**CHALLENGE**:
Print verbatim the opening line of the material and every subsequent line through the one containing "FaPrint, FaSearch, FaTimes".

**PROVIDED MATERIAL**:
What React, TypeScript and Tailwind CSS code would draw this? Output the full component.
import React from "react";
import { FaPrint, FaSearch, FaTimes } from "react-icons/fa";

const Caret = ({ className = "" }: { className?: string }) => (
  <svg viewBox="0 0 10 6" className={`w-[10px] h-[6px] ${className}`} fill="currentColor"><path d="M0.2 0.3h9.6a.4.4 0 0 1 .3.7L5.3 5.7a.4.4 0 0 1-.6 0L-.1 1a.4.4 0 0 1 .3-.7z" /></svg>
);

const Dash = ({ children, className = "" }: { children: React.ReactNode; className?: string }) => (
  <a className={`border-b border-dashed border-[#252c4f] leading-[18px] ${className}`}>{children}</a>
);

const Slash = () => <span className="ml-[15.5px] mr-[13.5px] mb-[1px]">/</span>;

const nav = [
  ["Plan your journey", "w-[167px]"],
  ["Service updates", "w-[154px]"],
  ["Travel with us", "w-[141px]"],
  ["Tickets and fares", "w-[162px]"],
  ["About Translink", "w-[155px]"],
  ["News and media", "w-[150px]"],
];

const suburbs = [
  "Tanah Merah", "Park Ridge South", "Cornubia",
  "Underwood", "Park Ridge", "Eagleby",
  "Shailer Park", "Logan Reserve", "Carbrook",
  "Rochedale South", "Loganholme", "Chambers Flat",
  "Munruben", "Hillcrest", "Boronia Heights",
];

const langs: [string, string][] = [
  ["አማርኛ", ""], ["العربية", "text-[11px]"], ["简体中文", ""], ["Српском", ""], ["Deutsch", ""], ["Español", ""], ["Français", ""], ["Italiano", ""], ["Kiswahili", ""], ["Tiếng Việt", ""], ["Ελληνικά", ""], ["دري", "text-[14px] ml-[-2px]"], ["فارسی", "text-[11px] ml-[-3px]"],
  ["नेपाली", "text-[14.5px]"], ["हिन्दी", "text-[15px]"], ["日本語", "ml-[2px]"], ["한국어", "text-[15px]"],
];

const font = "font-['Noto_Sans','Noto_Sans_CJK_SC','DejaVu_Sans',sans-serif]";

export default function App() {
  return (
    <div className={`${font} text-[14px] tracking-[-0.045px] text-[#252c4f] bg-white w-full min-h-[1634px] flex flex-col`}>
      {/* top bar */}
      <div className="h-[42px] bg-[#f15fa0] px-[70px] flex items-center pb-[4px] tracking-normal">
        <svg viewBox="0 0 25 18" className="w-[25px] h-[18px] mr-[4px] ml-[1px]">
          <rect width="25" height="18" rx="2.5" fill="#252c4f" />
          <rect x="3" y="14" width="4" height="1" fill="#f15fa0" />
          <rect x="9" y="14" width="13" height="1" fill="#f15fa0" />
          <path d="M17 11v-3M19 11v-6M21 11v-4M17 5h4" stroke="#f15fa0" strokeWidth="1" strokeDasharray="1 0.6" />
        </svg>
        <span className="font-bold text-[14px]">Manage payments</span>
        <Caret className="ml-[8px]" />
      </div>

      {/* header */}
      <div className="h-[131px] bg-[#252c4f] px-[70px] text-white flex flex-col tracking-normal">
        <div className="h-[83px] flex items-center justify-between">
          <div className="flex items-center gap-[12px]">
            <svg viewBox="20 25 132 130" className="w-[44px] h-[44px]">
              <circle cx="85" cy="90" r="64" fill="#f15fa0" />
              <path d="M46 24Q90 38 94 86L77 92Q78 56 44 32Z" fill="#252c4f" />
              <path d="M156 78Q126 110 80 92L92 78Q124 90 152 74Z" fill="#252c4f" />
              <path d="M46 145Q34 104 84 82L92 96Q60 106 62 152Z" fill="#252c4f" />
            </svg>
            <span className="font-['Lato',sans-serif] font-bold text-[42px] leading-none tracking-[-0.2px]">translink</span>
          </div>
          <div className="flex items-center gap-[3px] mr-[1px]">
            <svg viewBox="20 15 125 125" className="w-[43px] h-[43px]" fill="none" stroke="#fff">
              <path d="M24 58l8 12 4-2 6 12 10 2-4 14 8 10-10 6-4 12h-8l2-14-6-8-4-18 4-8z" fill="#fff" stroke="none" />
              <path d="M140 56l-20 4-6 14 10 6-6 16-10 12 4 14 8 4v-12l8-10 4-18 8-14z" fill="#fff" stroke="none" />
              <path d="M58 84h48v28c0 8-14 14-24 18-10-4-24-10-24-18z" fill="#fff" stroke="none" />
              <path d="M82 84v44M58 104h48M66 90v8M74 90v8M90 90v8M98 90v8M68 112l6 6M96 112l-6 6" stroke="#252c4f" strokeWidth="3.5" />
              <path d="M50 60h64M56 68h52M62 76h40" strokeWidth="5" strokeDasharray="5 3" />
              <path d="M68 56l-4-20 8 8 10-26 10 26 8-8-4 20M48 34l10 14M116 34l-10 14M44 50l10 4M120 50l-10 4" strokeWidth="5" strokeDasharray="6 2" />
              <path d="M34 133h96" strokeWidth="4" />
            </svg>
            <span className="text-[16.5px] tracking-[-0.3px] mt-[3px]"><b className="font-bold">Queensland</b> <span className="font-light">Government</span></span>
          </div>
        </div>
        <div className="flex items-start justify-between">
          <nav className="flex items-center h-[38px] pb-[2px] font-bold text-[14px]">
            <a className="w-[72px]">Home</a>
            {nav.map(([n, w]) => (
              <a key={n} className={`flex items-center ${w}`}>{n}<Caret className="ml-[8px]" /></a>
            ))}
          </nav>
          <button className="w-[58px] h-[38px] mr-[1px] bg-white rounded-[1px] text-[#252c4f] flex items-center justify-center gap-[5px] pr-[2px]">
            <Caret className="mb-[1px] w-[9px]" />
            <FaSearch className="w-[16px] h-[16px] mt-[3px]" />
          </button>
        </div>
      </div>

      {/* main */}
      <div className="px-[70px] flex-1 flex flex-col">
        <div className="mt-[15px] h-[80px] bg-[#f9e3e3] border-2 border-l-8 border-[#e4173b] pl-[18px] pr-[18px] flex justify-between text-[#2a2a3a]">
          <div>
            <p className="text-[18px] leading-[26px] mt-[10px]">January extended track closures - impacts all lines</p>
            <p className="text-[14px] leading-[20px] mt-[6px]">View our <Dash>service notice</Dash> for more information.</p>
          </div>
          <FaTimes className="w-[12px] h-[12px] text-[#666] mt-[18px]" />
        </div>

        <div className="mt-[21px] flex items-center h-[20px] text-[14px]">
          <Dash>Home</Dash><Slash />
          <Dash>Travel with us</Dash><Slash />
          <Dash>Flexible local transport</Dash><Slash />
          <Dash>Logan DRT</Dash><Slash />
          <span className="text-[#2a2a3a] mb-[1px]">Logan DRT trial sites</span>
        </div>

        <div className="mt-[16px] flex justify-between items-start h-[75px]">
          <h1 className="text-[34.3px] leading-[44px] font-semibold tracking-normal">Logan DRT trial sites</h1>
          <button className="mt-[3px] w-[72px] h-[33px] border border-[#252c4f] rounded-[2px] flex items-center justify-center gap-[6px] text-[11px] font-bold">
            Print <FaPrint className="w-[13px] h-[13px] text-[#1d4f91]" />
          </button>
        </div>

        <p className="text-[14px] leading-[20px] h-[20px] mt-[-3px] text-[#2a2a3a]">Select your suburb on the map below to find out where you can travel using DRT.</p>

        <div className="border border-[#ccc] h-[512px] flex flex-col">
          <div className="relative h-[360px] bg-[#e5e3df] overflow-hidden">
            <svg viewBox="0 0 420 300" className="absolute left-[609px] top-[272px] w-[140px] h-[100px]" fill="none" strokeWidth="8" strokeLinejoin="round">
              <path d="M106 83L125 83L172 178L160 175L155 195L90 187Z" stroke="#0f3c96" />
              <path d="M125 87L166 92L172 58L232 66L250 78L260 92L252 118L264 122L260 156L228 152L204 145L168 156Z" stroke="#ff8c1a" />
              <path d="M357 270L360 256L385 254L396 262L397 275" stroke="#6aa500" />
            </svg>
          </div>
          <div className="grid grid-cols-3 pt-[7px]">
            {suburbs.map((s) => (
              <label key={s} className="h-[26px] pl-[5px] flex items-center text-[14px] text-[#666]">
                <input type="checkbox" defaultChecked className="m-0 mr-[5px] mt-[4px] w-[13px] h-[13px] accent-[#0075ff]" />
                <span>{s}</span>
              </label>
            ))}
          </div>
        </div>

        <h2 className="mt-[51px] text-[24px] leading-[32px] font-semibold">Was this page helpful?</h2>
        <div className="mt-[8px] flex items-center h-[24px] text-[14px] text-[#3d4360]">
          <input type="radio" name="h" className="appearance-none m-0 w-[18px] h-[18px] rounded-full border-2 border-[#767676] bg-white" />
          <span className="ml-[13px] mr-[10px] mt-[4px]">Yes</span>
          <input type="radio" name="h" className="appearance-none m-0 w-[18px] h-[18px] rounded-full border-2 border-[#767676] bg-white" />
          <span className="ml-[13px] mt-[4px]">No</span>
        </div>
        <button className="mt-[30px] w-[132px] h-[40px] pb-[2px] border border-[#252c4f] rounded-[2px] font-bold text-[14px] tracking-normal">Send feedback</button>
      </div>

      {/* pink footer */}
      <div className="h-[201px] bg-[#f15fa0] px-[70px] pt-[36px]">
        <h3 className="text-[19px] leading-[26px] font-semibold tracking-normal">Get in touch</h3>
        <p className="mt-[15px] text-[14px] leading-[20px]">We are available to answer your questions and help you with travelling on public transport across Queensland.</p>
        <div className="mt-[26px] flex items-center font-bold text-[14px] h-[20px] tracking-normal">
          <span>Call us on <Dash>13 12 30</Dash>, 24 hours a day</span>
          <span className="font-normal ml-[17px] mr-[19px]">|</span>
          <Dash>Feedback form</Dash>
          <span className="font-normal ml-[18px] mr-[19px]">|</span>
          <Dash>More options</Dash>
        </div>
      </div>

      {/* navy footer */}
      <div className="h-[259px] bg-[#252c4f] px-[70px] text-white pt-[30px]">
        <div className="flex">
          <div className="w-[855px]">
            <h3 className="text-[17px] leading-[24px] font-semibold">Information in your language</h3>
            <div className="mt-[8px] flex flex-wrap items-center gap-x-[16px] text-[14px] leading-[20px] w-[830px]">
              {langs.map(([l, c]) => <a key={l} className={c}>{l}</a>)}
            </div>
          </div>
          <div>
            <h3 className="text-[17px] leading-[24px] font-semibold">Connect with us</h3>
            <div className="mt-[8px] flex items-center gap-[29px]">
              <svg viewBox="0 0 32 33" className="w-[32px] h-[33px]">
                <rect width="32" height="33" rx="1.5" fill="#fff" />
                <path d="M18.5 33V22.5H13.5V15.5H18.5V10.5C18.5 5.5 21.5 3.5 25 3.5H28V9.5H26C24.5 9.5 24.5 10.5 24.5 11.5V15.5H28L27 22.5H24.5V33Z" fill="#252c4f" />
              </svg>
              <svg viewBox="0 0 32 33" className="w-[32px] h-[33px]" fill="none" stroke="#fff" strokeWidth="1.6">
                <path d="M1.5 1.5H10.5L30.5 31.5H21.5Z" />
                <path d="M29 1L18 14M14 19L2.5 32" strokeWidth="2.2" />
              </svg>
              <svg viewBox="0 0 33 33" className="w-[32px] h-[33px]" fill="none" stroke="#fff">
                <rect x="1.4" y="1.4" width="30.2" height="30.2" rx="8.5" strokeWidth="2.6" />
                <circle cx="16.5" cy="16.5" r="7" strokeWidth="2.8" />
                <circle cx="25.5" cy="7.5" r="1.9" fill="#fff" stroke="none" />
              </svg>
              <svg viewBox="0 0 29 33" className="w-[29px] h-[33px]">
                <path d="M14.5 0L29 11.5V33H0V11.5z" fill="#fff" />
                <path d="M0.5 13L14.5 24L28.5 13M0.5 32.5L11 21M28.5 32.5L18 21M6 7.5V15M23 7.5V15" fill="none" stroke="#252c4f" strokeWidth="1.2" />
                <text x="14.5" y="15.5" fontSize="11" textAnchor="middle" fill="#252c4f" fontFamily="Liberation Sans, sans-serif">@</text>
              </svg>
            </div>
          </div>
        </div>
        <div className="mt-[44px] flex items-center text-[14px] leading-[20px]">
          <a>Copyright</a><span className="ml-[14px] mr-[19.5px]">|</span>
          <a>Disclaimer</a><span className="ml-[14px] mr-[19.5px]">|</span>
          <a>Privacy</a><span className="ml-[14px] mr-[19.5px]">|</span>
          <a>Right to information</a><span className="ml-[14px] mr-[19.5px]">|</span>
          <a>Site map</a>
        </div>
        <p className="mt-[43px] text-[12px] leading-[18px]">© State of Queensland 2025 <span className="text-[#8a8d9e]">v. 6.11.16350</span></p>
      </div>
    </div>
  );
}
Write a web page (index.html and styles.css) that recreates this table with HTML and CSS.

**CORRECT ANSWER**:
What React, TypeScript and Tailwind CSS code would draw this? Output the full component.
import React from "react";
import { FaPrint, FaSearch, FaTimes } from "react-icons/fa";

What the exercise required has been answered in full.